С таким же ускользающим обликом князя Василия Шуйского встречаются историки и при изучении письменных текстов. Надо сначала разобраться в своеобразии средневековых русских летописей, сказаний, актов, разрядных книг, боярских списков и не пропустить что-либо важное. Но сделать это, особенно когда речь идет о биографии человека Московской Руси, можно, лишь идя от источника, «расспрашивая его», по выражению В. О. Ключевского, а не подверстывая источник под модные течения исторической антропологии и любых других исследовательских «практик», стремящихся превратиться в самодостаточные интеллектуальные упражнения. Жизнь князя Василия Шуйского проходила в пространстве боярских хором, разрядных шатров, воеводских дворов, кремлевских приказов, дворцов и церквей. Историк обязан составить свой путеводитель по той далекой эпохе и расшифровать ее язык, символику и этикет.

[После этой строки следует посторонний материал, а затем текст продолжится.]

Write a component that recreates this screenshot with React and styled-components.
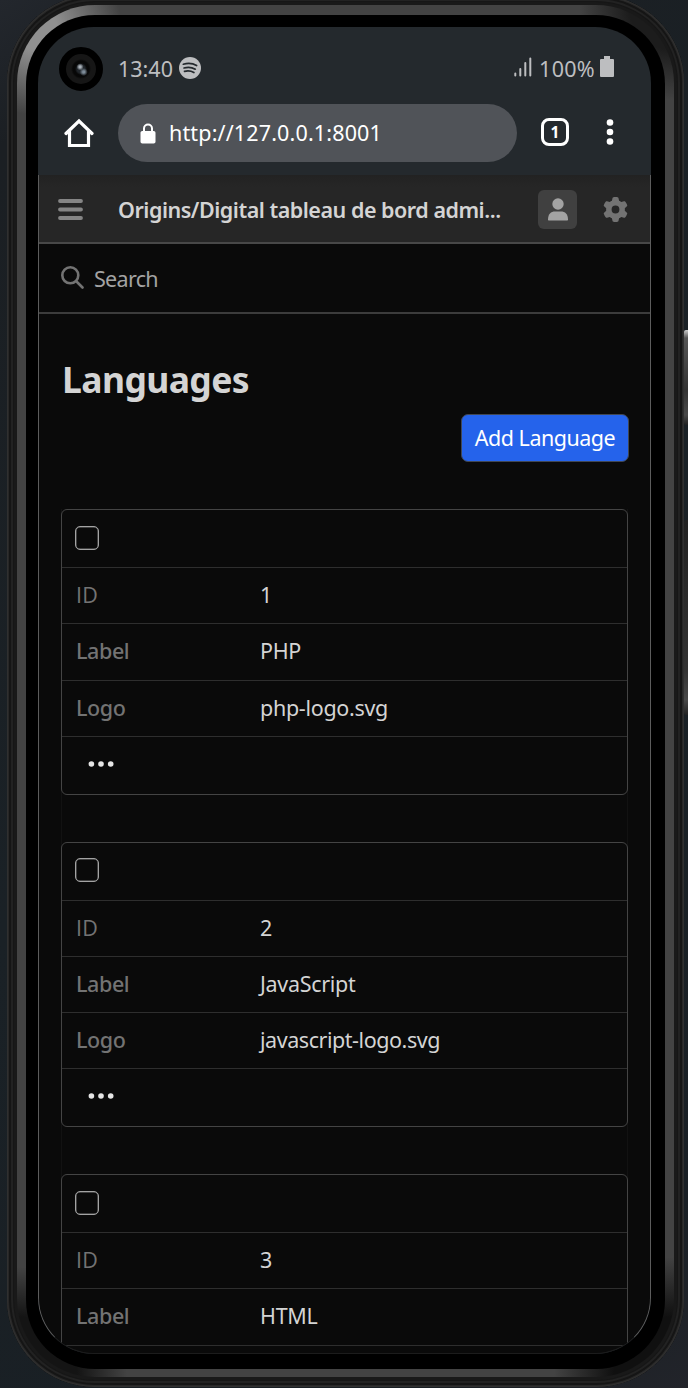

Например, одна короткая запись в разрядах или, наоборот, отсутствие такой записи очень много значили для любого служилого человека, в том числе князя Василия Шуйского. Почти вся ранняя коллективная биография князей Шуйских в книге построена на сведениях разрядных книг. Но что именно могут дать записи разрядов, в которых фиксировались воеводские и административные назначения? Для того, кто впервые встречается с текстом разрядных книг, они скорее всего покажутся малопонятным нагромождением незнакомых имен, в котором совершенно невозможно ориентироваться. Надо еще учесть, что существует несколько редакций разрядных книг, составлявшихся частными лицами, заинтересованными иногда в том, чтобы «подправить» историю задним числом в интересах своего рода [6]. Разрядные книги заполняли дела о местнических спорах бояр. Сам князь Василий Шуйский неоднократно отстаивал честь своих предков, скрупулезно выясняя, кому можно («вместно»), а кому нельзя («невместно») служить в одном с ним чине или выше его. С точки зрения человека, не знакомого с обычаями Московского царства, такие местнические дела легко принять за обычное во все времена соревнование личной спеси. Однако это будет глубочайшим заблуждением и непониманием того времени, в котором жил герой настоящей книги.
1
Оксман Ю. Г.Комментарии: А. С. Пушкин. Письмо о «Борисе Годунове» («Voici ma tragédie…») // Пушкин А. С.Собр. соч. В 10 т. М., 1962. Т. 6. С. 292. См. также электронную публикацию на сайте Русской виртуальной библиотеки: http://www.rvb.ru/pushkin/01text/07criticism/02misc/1009.htm.
2
Памятники древней русской письменности, относящиеся к Смутному времени // Русская историческая библиотека (далее — РИБ). 2-е изд. СПб., 1909. Т. 13. Стб. 622.
3
В изображении из «Титулярника» присутствует схематизм, но есть и некая достоверность, которую заметили исследователи, сравнивая сохранившиеся портреты других правителей. К сожалению, работа о портретах «Титулярника» Ю. М. Эскина, которому автор обязан этим наблюдением, остается неопубликованной. См. также: Лукичев М. П.«Титулярник» — Большая Государственная книга 1672 г. // Лукичев М. П.Боярские книги XVII века. Труды по истории и источниковедению. М., 2004. С. 402–403.
4
Кстати, А. К. Толстой, внимательно изучавший исторические документы и труды во время написания своих известных драматических произведений из русской истории рубежа XVI–XVII веков, как раз и не доверял известным изображениям Шуйского: «Наружность Шуйского не имела благородства наружности Иоанна и Годунова. Его описывают толстым, небольшого роста, с маленькими глазами. Портрет его, находящийся, кажется, в московской оружейной палате, вряд ли дает о нем верное понятие». См.: Толстой А. К.Проект постановки на сцену трагедии «Смерть Иоанна Грозного» // Толстой А. К.Сочинения. В 2 т. Т. 2. Драматические произведения. М., 1981.
5
Guagnini A.Kronika Sármácyey Europskiey… Kraków, 1611. Kn. 7. S. 78.
6
За каждый год службы накапливалось несколько десятков страниц записей, которые потом превращались в официальный Государев разряд. Исследователи до определенного времени вообще ошибочно считали, что ведение разрядных книг прекратилось в начале XVII века. Между тем в 1907 году С. А. Белокуровым были опубликованы «Разрядные записи за Смутное время», куда в том числе вошли разряды времени правления царя Василия Ивановича. Изучение разрядных книг того времени, когда князь Василий Шуйский служил сначала Ивану Грозному, а потом Борису Годунову, было возобновлено В. И. Бугановым в 1950–1960-х годах. Полная же публикация разрядных книг 1475–1605 годов завершилась только в 2003 году. См.: Белокуров С. А.Разрядные записи за Смутное время (7113–7121 гг.). М., 1907; Разрядная книга 1475–1598 гг. М., 1966; Разрядная книга 1475–1605 гг. М., 1977–2003. Т. 1–4; Буганов В. И.Разрядные книги последней четверти XV — начала XVII в. М., 1962; Анхимюк Ю. В.Частные разрядные книги с записями за последнюю четверть XV — начало XVII в. М., 2005.